Task objective:
Every line with the string "index" should be gathered.

Data lines:
begin

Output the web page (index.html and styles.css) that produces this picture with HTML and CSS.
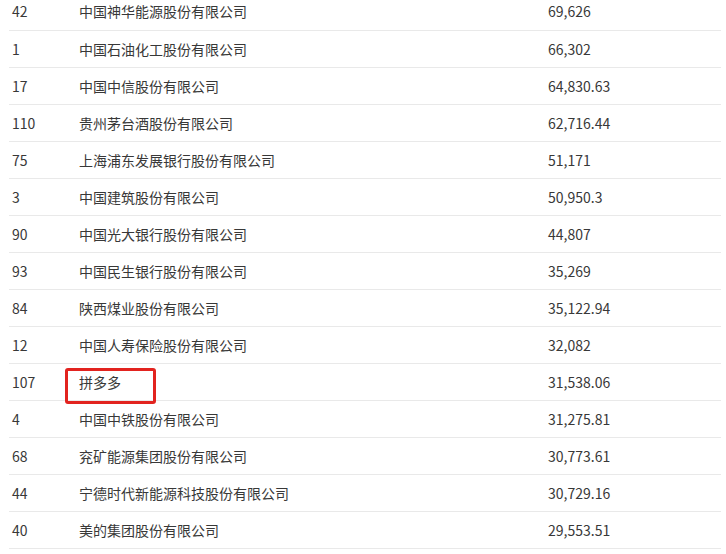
FILE: index.html
```html
<!DOCTYPE html>
<html lang="zh-CN">
<head>
  <meta charset="UTF-8">
  <title>市值排行</title>
  <link rel="stylesheet" href="styles.css">
</head>
<body>
  <table class="rank-table">
    <colgroup>
      <col class="col-rank">
      <col class="col-name">
      <col class="col-value">
    </colgroup>
    <tbody>
      <tr><td>42</td><td>中国神华能源股份有限公司</td><td>69,626</td></tr>
      <tr><td>1</td><td>中国石油化工股份有限公司</td><td>66,302</td></tr>
      <tr><td>17</td><td>中国中信股份有限公司</td><td>64,830.63</td></tr>
      <tr><td>110</td><td>贵州茅台酒股份有限公司</td><td>62,716.44</td></tr>
      <tr><td>75</td><td>上海浦东发展银行股份有限公司</td><td>51,171</td></tr>
      <tr><td>3</td><td>中国建筑股份有限公司</td><td>50,950.3</td></tr>
      <tr><td>90</td><td>中国光大银行股份有限公司</td><td>44,807</td></tr>
      <tr><td>93</td><td>中国民生银行股份有限公司</td><td>35,269</td></tr>
      <tr><td>84</td><td>陕西煤业股份有限公司</td><td>35,122.94</td></tr>
      <tr><td>12</td><td>中国人寿保险股份有限公司</td><td>32,082</td></tr>
      <tr><td>107</td><td class="marked">拼多多<span class="highlight"></span></td><td>31,538.06</td></tr>
      <tr><td>4</td><td>中国中铁股份有限公司</td><td>31,275.81</td></tr>
      <tr><td>68</td><td>兖矿能源集团股份有限公司</td><td>30,773.61</td></tr>
      <tr><td>44</td><td>宁德时代新能源科技股份有限公司</td><td>30,729.16</td></tr>
      <tr><td>40</td><td>美的集团股份有限公司</td><td>29,553.51</td></tr>
    </tbody>
  </table>
</body>
</html>
```

FILE: styles.css
```css
* {
  margin: 0;
  padding: 0;
  box-sizing: border-box;
}

body {
  font-family: "Noto Sans CJK SC", "Noto Sans", sans-serif;
  font-size: 14px;
  color: #383838;
  background: #fff;
  overflow: hidden;
}

.rank-table {
  width: 712px;
  margin: -7px 0 0 9px;
  border-collapse: collapse;
  table-layout: fixed;
}

.col-rank {
  width: 67px;
}

.col-name {
  width: 469px;
}

.rank-table td {
  height: 37px;
  padding: 0 3px;
  border-bottom: 1px solid #e9e9e9;
  vertical-align: middle;
  white-space: nowrap;
  line-height: 20px;
}

.marked {
  position: relative;
}

/* red frame drawn over the name cell */
.highlight {
  position: absolute;
  left: -11px;
  top: 4px;
  width: 91px;
  height: 36px;
  border: 3px solid #e2231f;
  border-radius: 3px;
}
```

end

Exercise answer:
Output the web page (index.html and styles.css) that produces this picture with HTML and CSS.
FILE: index.html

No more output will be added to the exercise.